Aujourd’hui, beaucoup de chrétiens vivent avec la peur. Ils ont peur de ne pas être compris, peur de ne pas être respectés, peur d’être critiqués, peur qu’on leur impose des manières de vivre qui ne correspondent pas à l’Evangile. Ils sont parfois tentés de se retirer de ce monde, de se mettre à l’abri, de se retrouver entre-soi et de construire une petite société supposée être selon l’Evangile, séparée du reste de la société, des ses agressions et de ses dangers. L’Esprit du Christ ne nous conduit pas à cette attitude de peuple assiégé, enfermé et barricadé. Il nous donne au contraire d’être un peuple ouvert et au contact de tous ceux qui l’entourent. L’Esprit-Saint ne fait pas de nous des esclaves habités par la crainte. Il fait de nous des enfants de Dieu qui savent que dans la rencontre avec les autres, dans la confrontation – même parfois conflictuelle - avec d’autres manières de vivre, nous ne sommes pas perdus, ni vaincus d’avance, ou obligés de nous conformer au mode de vie du monde qui nous entoure. L’Esprit nous invite plutôt à témoigner d’une autre manière de comprendre la vie, d’une autre manière de mettre en œuvre le respect et l’amour mutuel, le pardon et la miséricorde sans nous résigner au mode de vie du monde et sans non plus nous en retirer. Etre des témoins de la foi au milieu des hommes est au-delà de nos propres forces. Seule la puissance de l’Esprit nous donne la possibilité de le vivre.
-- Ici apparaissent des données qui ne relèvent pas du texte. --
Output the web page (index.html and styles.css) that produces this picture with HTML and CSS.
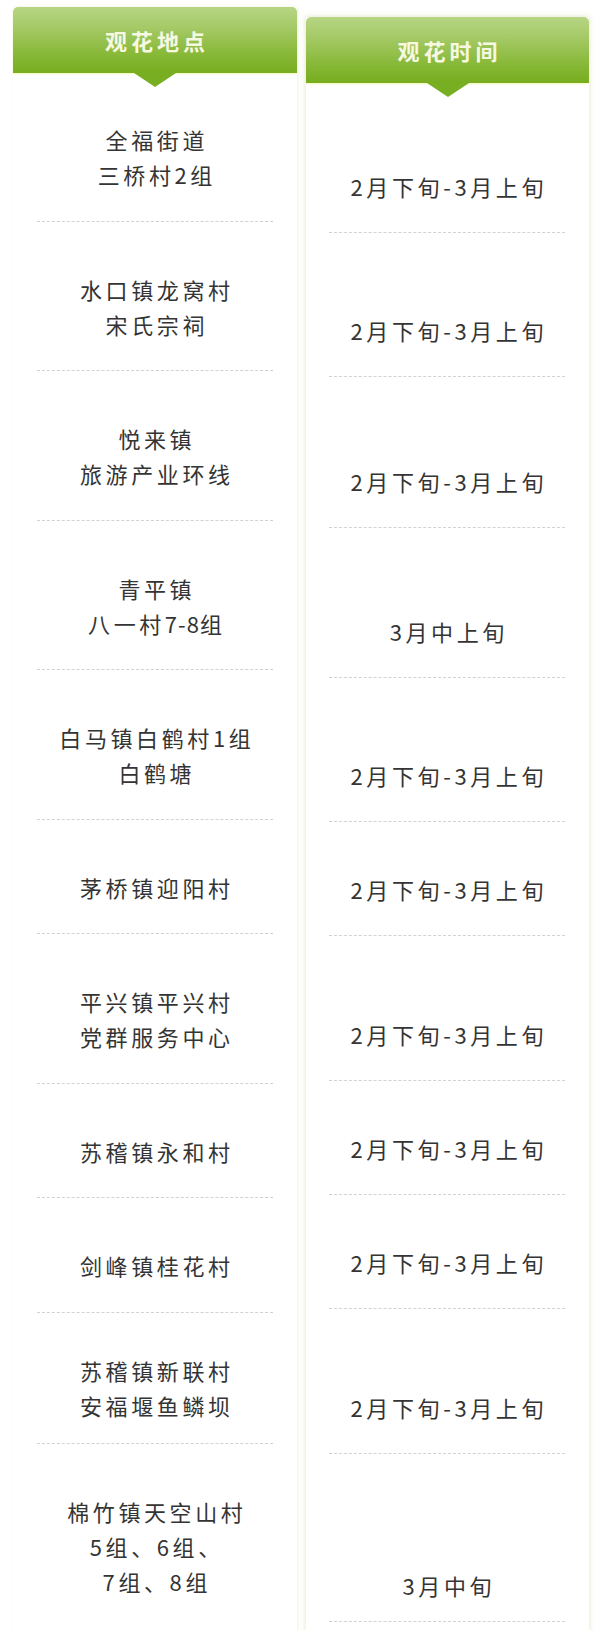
FILE: index.html
```html
<!DOCTYPE html>
<html lang="zh-CN">
<head>
<meta charset="utf-8">
<title>观花地点与时间</title>
<link rel="stylesheet" href="styles.css">
</head>
<body>
<div class="table">
  <div class="col col-place">
    <div class="head"><span class="head-text">观花地点</span></div>
    <div class="cell first"><p>全福街道</p><p>三桥村2组</p></div>
    <div class="cell"><p>水口镇龙窝村</p><p>宋氏宗祠</p></div>
    <div class="cell"><p>悦来镇</p><p>旅游产业环线</p></div>
    <div class="cell"><p>青平镇</p><p>八一村<span class="num">7-8</span>组</p></div>
    <div class="cell"><p>白马镇白鹤村1组</p><p>白鹤塘</p></div>
    <div class="cell"><p>茅桥镇迎阳村</p></div>
    <div class="cell"><p>平兴镇平兴村</p><p>党群服务中心</p></div>
    <div class="cell"><p>苏稽镇永和村</p></div>
    <div class="cell"><p>剑峰镇桂花村</p></div>
    <div class="cell tight"><p>苏稽镇新联村</p><p>安福堰鱼鳞坝</p></div>
    <div class="cell last"><p>棉竹镇天空山村</p><p>5组、6组、</p><p>7组、8组</p></div>
  </div>
  <div class="col col-time">
    <div class="head"><span class="head-text">观花时间</span></div>
    <div class="tcell h150"><p>2月下旬-3月上旬</p></div>
    <div class="tcell h144"><p>2月下旬-3月上旬</p></div>
    <div class="tcell h151"><p>2月下旬-3月上旬</p></div>
    <div class="tcell h150"><p>3月中上旬</p></div>
    <div class="tcell h144"><p>2月下旬-3月上旬</p></div>
    <div class="tcell h114"><p>2月下旬-3月上旬</p></div>
    <div class="tcell h145"><p>2月下旬-3月上旬</p></div>
    <div class="tcell h114"><p>2月下旬-3月上旬</p></div>
    <div class="tcell h114"><p>2月下旬-3月上旬</p></div>
    <div class="tcell h145"><p>2月下旬-3月上旬</p></div>
    <div class="tcell h168 tlast"><p>3月中旬</p></div>
  </div>
</div>
</body>
</html>
```

FILE: styles.css
```css
html, body {
  margin: 0;
  padding: 0;
  background: #ffffff;
}

body {
  font-family: "Noto Sans CJK SC", "Noto Sans", sans-serif;
  color: #343434;
  height: 1630px;
  overflow: hidden;
}

.table {
  display: flex;
  align-items: flex-start;
  gap: 9px;
  padding-left: 13px;
}

.col {
  display: flex;
  flex-direction: column;
  background: #ffffff;
  min-height: 1700px;
}

.col-place {
  width: 284px;
  margin-top: 7px;
  box-shadow: 1px 0 3px rgba(225, 222, 200, 0.45);
}

.col-time {
  width: 283px;
  margin-top: 17px;
  box-shadow: 0 0 5px 1px rgba(232, 228, 200, 0.75);
}

.head {
  position: relative;
  height: 66px;
  border-radius: 5px 5px 0 0;
  background: linear-gradient(to bottom, #b7d585 0%, #a2c862 35%, #85b734 75%, #77ad20 100%);
  display: flex;
  align-items: center;
  justify-content: center;
  box-shadow: 0 1px 2px rgba(240, 245, 170, 0.9);
}

.head::after {
  content: "";
  position: absolute;
  left: 50%;
  bottom: -14px;
  margin-left: -21px;
  width: 0;
  height: 0;
  border-left: 21px solid transparent;
  border-right: 21px solid transparent;
  border-top: 14px solid #78ae22;
}

.head-text {
  color: #f6f8e2;
  font-size: 22px;
  font-weight: 700;
  letter-spacing: 4px;
  padding-left: 4px;
  line-height: 1;
}

.cell {
  margin: 0 24px;
  padding: 50px 0 28.5px;
  border-bottom: 1px dashed #d2d2d2;
  text-align: center;
}

.cell.first {
  padding-top: 49px;
}

.cell.tight {
  padding-top: 40px;
  padding-bottom: 20px;
}

.cell.last {
  padding-top: 50px;
  border-bottom: none;
}

.cell p,
.tcell p {
  margin: 0;
  font-size: 22px;
  line-height: 35px;
  letter-spacing: 3.6px;
  padding-left: 3.6px;
  white-space: nowrap;
}

.num {
  letter-spacing: 1px;
}

.tcell {
  margin: 0 24px 0 23px;
  padding-bottom: 28px;
  border-bottom: 1px dashed #d2d2d2;
  display: flex;
  flex-direction: column;
  justify-content: flex-end;
  align-items: center;
  box-sizing: border-box;
}

.tcell.tlast {
  padding-bottom: 18px;
}

.h114 { height: 114px; }
.h144 { height: 144px; }
.h145 { height: 145px; }
.h150 { height: 150px; }
.h151 { height: 151px; }
.h168 { height: 168px; }
```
En ce jour de la Pentecôte, nous rendons grâce au Seigneur qui renouvelle en nous le don de son Esprit, et qui nous rend à nouveau capables d’être témoins de la foi au milieu du monde. A partir de toutes les nations dont nous sommes issus, l’Esprit nous donne d’ouvrir nos cœurs pour former une vraie famille, la famille de Dieu. Amen.